We came to the conclusion that many people have their phones set as not to receive notifications from their apps. Furthermore, the only way to access the message composition function is by opening the app. In order to catch users at the moment of impulsivity, we need the Compose Message tool to be more accessible. We are currently looking into creating a text messaging app so that users will be able send a Mindful text as quickly as they would a normal text.

Through the analytics service, Mixpanel, I have gained some insights on usage. The past month can be used as an example. There was a steady decrease from compose, redraft, and send, as was predicted. This data shows that most people decided to edit their messages, either its content or tone, in order to have a more effective text message. Only ⅓ of the original number of composed texts were sent – contrasting with the data I analyzed in my last post, in which users more often than not sent a message after the drafting process. Indeed this is a completely different batch of participants. In March, we saw 21 new participants begin using the app.

Approximately 70 people have used Mindful Messaging since our launch in November. In February and March we see some of the highest number and frequency of users pressing the “Let’s Begin” button –

  • Each of the 36 users visiting the app (21 of which were new) pressed “Let’s Begin” an average of 8 times throughout the month (December saw the highest at 12 times with 29 unique users)

  • The “Let’s Begin Button” was pressed 283 times in March, increasing 99.3% percent from February.

  • In March, 113 new messages were drafted and only 57 of them were sent.

  • In December, 112 new messages were drafted and 85 of them were sent.


The batch of participants using the app really makes a difference in our statistics.
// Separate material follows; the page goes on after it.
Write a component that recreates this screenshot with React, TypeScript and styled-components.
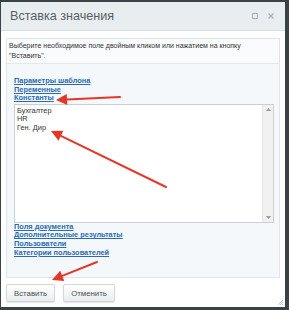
import React from "react";
import styled, { createGlobalStyle } from "styled-components";

const GlobalStyle = createGlobalStyle`
  html, body {
    margin: 0;
    padding: 0;
    background: #3b4246;
  }
  body {
    width: 289px;
    height: 310px;
    overflow: hidden;
    font-family: "Liberation Sans", Arial, sans-serif;
  }
`;

const Dialog = styled.div`
  position: relative;
  width: 284px;
  height: 305px;
  margin: 2px 4px 3px 1px;
  background: #ffffff;
  display: flex;
  flex-direction: column;
`;

const Header = styled.div`
  height: 28px;
  flex: none;
  display: flex;
  align-items: center;
  padding: 0 11px 0 9px;
  background: #e8eef0;
  border-bottom: 1px solid #d6dee1;
`;

const Title = styled.div`
  flex: 1;
  font-size: 12.6px;
  color: #5a5f63;
`;

const HeaderIcons = styled.div`
  display: flex;
  align-items: center;
  gap: 10px;
  color: #a7afb3;
`;

const Body = styled.div`
  flex: 1;
  display: flex;
  flex-direction: column;
  padding: 7px 5px 0 5px;
`;

const Panel = styled.div`
  height: 238px;
  border: 1px solid #dfe6ea;
  background: #f4f8fa;
  display: flex;
  flex-direction: column;
`;

const Hint = styled.div`
  padding: 2px 2px 2px 2px;
  height: 20px;
  font-size: 7px;
  line-height: 10px;
  color: #333;
  background: #f9fbfc;
  border-bottom: 1px solid #e2e8eb;
`;

const Lists = styled.div`
  padding: 13px 5px 0 7px;
  display: flex;
  flex-direction: column;
`;

const GroupLink = styled.a`
  display: block;
  font-size: 7.4px;
  line-height: 8.6px;
  font-weight: bold;
  color: #2a6ab4;
  text-decoration: underline;
  cursor: pointer;
`;

const ListBox = styled.div`
  margin: 1px 0 0;
  height: 117px;
  border: 1px solid #c9cfd3;
  background: #fff;
  display: flex;
`;

const Items = styled.div`
  flex: 1;
  padding: 2px 2px;
  font-size: 7.4px;
  line-height: 8.6px;
  color: #333;
`;

const Scrollbar = styled.div`
  width: 10px;
  background: #f1f1f1;
  border-left: 1px solid #e6e6e6;
  display: flex;
  flex-direction: column;
  justify-content: space-between;
  align-items: center;
  padding: 3px 0;
`;

const Buttons = styled.div`
  display: flex;
  gap: 8px;
  padding-top: 6px;
`;

const Button = styled.button<{ $w: number }>`
  width: ${(p) => p.$w}px;
  height: 18px;
  padding: 0;
  border: 1px solid #d3d8db;
  border-radius: 2px;
  background: linear-gradient(#ffffff, #e9edef);
  box-shadow: 0 1px 1px rgba(0, 0, 0, 0.12);
  font-family: "Liberation Sans", Arial, sans-serif;
  font-size: 7.8px;
  color: #4a4f52;
  cursor: pointer;
`;

const Grip = styled.svg`
  position: absolute;
  right: 1px;
  bottom: 1px;
`;

const Overlay = styled.svg`
  position: fixed;
  left: 0;
  top: 0;
  pointer-events: none;
`;

function Arrow({ x1, y1, x2, y2 }: { x1: number; y1: number; x2: number; y2: number }) {
  const a = Math.atan2(y2 - y1, x2 - x1);
  const len = 11;
  const wid = 5.5;
  const bx = x2 - Math.cos(a) * len;
  const by = y2 - Math.sin(a) * len;
  const px = -Math.sin(a) * wid;
  const py = Math.cos(a) * wid;
  return (
    <g>
      <line x1={x1} y1={y1} x2={bx} y2={by} stroke="#e2382b" strokeWidth={2} strokeLinecap="round" />
      <polygon points={`${x2},${y2} ${bx + px},${by + py} ${bx - px},${by - py}`} fill="#e2382b" />
    </g>
  );
}

export default function App() {
  return (
    <>
      <GlobalStyle />
      <Dialog>
        <Header>
          <Title>Вставка значения</Title>
          <HeaderIcons>
            <svg width="6" height="6" viewBox="0 0 6 6">
              <rect x="0.5" y="0.5" width="5" height="5" fill="none" stroke="currentColor" strokeWidth="1" />
            </svg>
            <svg width="6" height="6" viewBox="0 0 6 6">
              <path d="M0.5 0.5 L5.5 5.5 M5.5 0.5 L0.5 5.5" stroke="currentColor" strokeWidth="1.1" />
            </svg>
          </HeaderIcons>
        </Header>
        <Body>
          <Panel>
            <Hint>
              Выберите необходимое поле двойным кликом или нажатием на кнопку
              <br />
              "Вставить".
            </Hint>
            <Lists>
              <GroupLink>Параметры шаблона</GroupLink>
              <GroupLink>Переменные</GroupLink>
              <GroupLink>Константы</GroupLink>
              <ListBox>
                <Items>
                  <div>Бухгалтер</div>
                  <div>HR</div>
                  <div>Ген. Дир</div>
                </Items>
                <Scrollbar>
                  <svg width="5" height="3" viewBox="0 0 5 3">
                    <path d="M0 3 L2.5 0 L5 3 Z" fill="#9a9a9a" />
                  </svg>
                  <svg width="5" height="3" viewBox="0 0 5 3">
                    <path d="M0 0 L2.5 3 L5 0 Z" fill="#9a9a9a" />
                  </svg>
                </Scrollbar>
              </ListBox>
              <GroupLink>Поля документа</GroupLink>
              <GroupLink>Дополнительные результаты</GroupLink>
              <GroupLink>Пользователи</GroupLink>
              <GroupLink>Категории пользователей</GroupLink>
            </Lists>
          </Panel>
          <Buttons>
            <Button $w={49}>Вставить</Button>
            <Button $w={52}>Отменить</Button>
          </Buttons>
        </Body>
        <Grip width="7" height="7" viewBox="0 0 7 7">
          <path d="M6 1 L1 6 M6 3 L3 6 M6 5 L5 6" stroke="#b8bec2" strokeWidth="0.8" />
        </Grip>
      </Dialog>
      <Overlay width="289" height="310" viewBox="0 0 289 310">
        <Arrow x1={120} y1={97} x2={56} y2={100} />
        <Arrow x1={166} y1={187} x2={51} y2={131} />
        <Arrow x1={97} y1={262} x2={52} y2={280} />
      </Overlay>
    </>
  );
}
This is illustrated by the steady changes in statistics from month to month. The best comparison to illustrate this is December and March because coincidentally 29 users began the app in each month. In December, 17 unique users drafted 112 new messages and 85 of them were sent. In March, 12 unique users drafted 113 new messages and only 57 of them were sent. An explanation for this could be that by March, the app developed a steady group of participants who used the app, long after the 21 days, to revisit lessons and use the “Compose Message” tool. These veteran Mindful Messengers may have been more likely to use the app to draft more texts and send less of them than the less experienced users in December.


When users complete Mindful Messaging, they are asked to complete a follow-up survey which is almost identical to the one given prior to using the app. The survey consists of a number of established measures with high validities we believe relate to texting behaviors. We look to find correlations between measures assessing: attachment style, emotional regulation, risky texting behaviors, and mindfulness, to name a few, with texting behaviors. In addition to these measures, we ask follow-up questions about the app. Here, I will take a close look at some of the preliminary data gathered from 15 users who began using the app between February 20th and 29th.

We asked users what their biggest challenge was using Mindful Messaging. At least two or more users mentioned each of the following: not getting alerts about the Night Reflection, not remembering to use the Compose Message tool, finding the meditations repetitive, and difficulty keeping up with using it everyday (which was mentioned by 5 users).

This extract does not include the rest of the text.